A situação faz com que, segundo José Maria Neves, “alguns gabinetes ministeriais em Cabo Verde” sejam “quase confessionários”, onde as pessoas “estão lá à espera, para se confessarem ao padre”, numa alusão à hierarquia.
A situação “tem reflexo no desempenho da saúde, da educação e de vários outros setores”, disse. “Na educação, acho que temos de fazer uma autêntica revolução”, acrescentou.
“Nos 50 anos (de independência), fizemos razoavelmente bem o que tínhamos de fazer, agora, se continuarmos a fazer da mesma forma, vamos retroceder, claramente. O país perderá em termos de competitividade”, disse, numa alusão à independência de Portugal obtida em 1975, quase a completar meio século.
Como solução, José Maria Neves sugere um reforço da “confiança entre os partidos políticos” e que os intervenientes consigam estabelecer os seus próprios limites de atuação.
Os comentários do Presidente cabo-verdiano surgiram perto da data (hoje, 09 de novembro) em que vai assinalar dois anos de mandato e após semanas preenchidas com apelos ao Governo para uma maior concertação, chegando a escrever que há um distanciamento que se abeirou da “deslealdade constitucional”.
José Maria Neves foi eleito com o apoio do Partido Africano para a Independência de Cabo Verde (PAICV), enquanto o Governo é liderado pelo Movimento para a Democracia (MpD), com maioria absoluta no parlamento — sendo ambas as forças políticas dominantes no país.
Questionado pela plateia, o chefe de Estado considerou que as experiências de coabitação têm funcionado em Cabo Verde, com momentos de tensão que os presidentes devem colocar em debate para levar a um crescimento da literacia constitucional.
Jorge Carlos Fonseca, antigo presidente, apoiado pelo MpD, entre 2011 e 2021 (e que tal como Pedro Pires trabalhou com o então primeiro-ministro José Maria Neves), apontou aquele tipo de tensões como algo que já surgiu e que são sintoma saudável de um sistema democrático semipresidencialista que deve primar pelo diálogo.
Mas há outros pilares da democracia que estão a sofrer, apontou.
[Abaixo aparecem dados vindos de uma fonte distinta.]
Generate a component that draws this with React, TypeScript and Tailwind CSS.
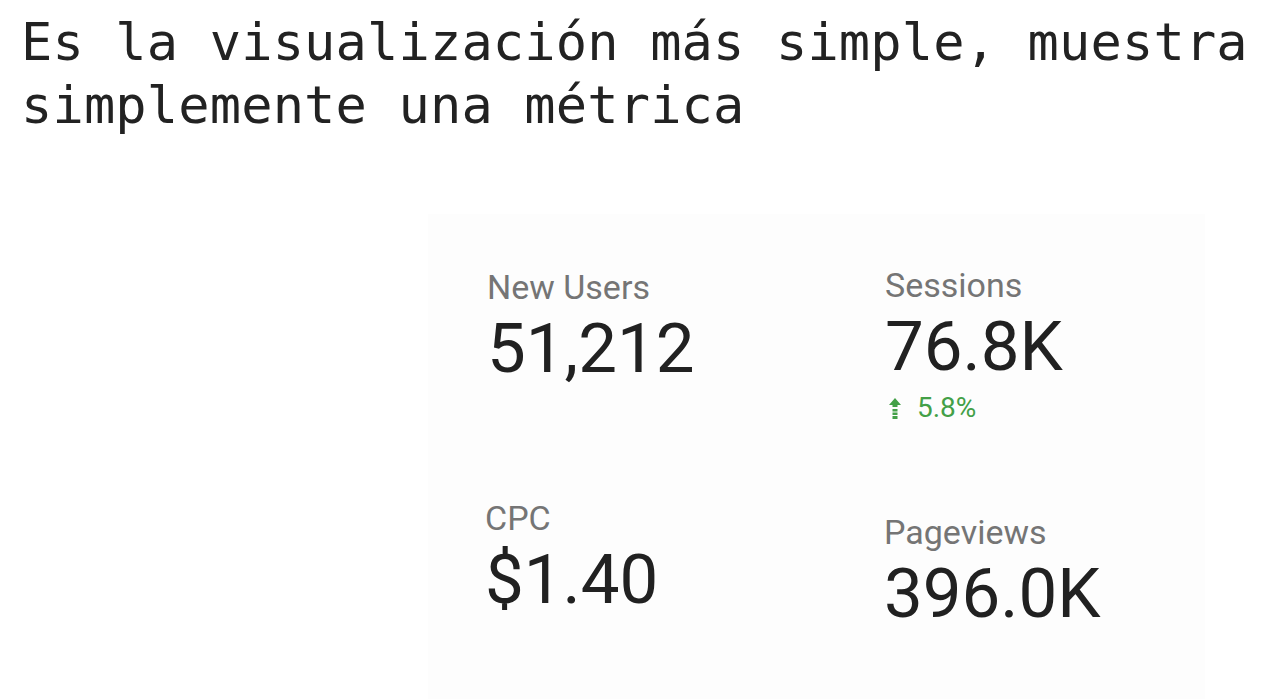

“Pode dar a impressão de que as coisas em Cabo Verde em termos de democracia estão formidáveis. Não estão, em meu entender. Há insuficiências, brechas, fissuras no edifício de construção da democracia e Estado de direito que convém merecerem a nossa atenção”, referiu.
Um dos pilares que “merece ser fortalecido” é o da capacidade técnica e independência do poder judicial”.
“Eu sei que os juízes não gostam de ouvir, mas a ideia que eu tenho é que, evidentemente, o poder judicial em Cabo Verde é independente, mas não me parece que seja ainda suficientemente capacitado tecnicamente, o que é um aspeto importante da independência”, referiu.
Um outro pilar, adiantou, é a sociedade civil, que pode tornar as democracias mais fortes se for “capaz de funcionar como uma espécie de instância de controlo de todos os poderes”.
“Não temos isso, ainda, em Cabo Verde”, acrescentou, defendendo uma aposta generalizada na educação, sobretudo, na formação de professores, seguindo as melhores práticas institucionais.
No guião sobre inovações em política – que era o tema inicial da conferência -, o antigo presidente Pedro Pires, apoiado pelo PAICV, recomendou “sensatez”.
“Quando está em causa o país” considerou fundamental que haja diálogo: “É assim que vejo a relação entre os poderes”.
“Vivemos uma situação extremamente crítica”, referiu, numa alusão à geopolítica mundial, “e isso aconselha a consultarmo-nos uns aos outros. Não é no bom tempo que a gente se consulta, é no mau tempo”, acrescentou, no que considera ser uma questão de “sensatez e de uma certa experiência política”.